For market participants, two signals matter most. First, whether more Abu Dhabi- or Dubai-linked firms adopt the same multi-chain setup. Second, whether enterprise custody providers such as Fireblocks deepen support around these rails in ways that increase real settlement volume. If that happens, the argument that alternative payment-focused networks are gaining institutional relevance becomes much harder to dismiss.
FAQ
What is Abu Dhabi Global Market in crypto?
Abu Dhabi Global Market, or ADGM, is a financial free zone with its own regulatory framework. In crypto, its significance comes from licensing and supervising digital-asset businesses under a formal regulatory structure, which gives integrations there more credibility than activity in lightly regulated jurisdictions.
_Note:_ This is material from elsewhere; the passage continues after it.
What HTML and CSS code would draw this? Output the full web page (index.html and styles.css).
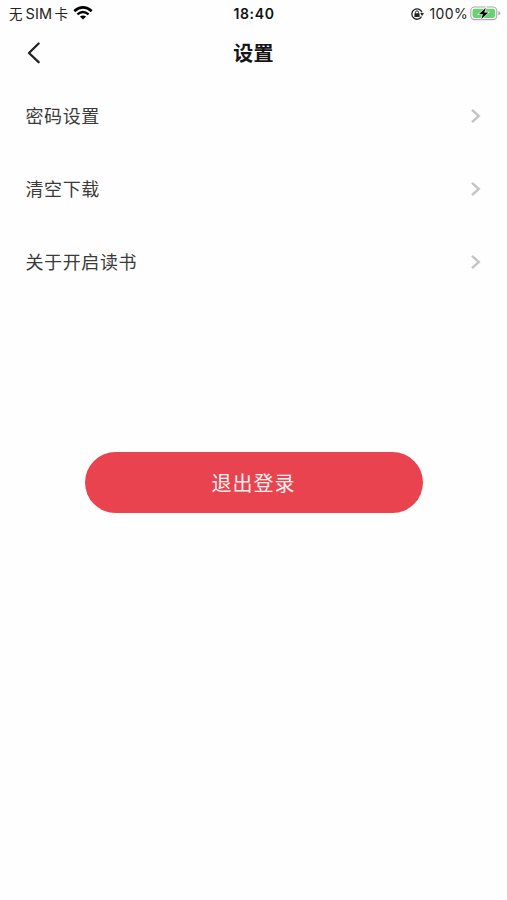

What is MPC wallet technology?
MPC stands for multi-party computation. In crypto custody, it allows private-key operations to be split across multiple parties or devices so that no single point holds the entire secret. Institutions use it to improve security and operational controls compared with simpler wallet models.
Why would firms use Stellar or Tron instead of Ethereum for stablecoins?
The usual tradeoff is cost and speed. Ethereum often offers deeper liquidity and stronger institutional familiarity, but alternative networks can be cheaper and faster for transfers. For payment and settlement use cases, those operational differences can matter more than brand dominance.
Does stablecoin adoption on a blockchain help that chain’s token price?
Sometimes, but not always. A network can see more transaction activity without creating large direct demand for its native token. The market often prices in expected future utility, but token appreciation depends on fee mechanics, staking design, speculation, and whether usage actually scales.
How does this compare with Bitcoin’s role in crypto markets?
Bitcoin is generally treated differently. It is more often viewed as a reserve asset, store-of-value trade, or macro vehicle than as a stablecoin settlement rail. That means infrastructure growth on payment-focused chains does not necessarily come at Bitcoin’s expense; the two can serve different roles in the same market.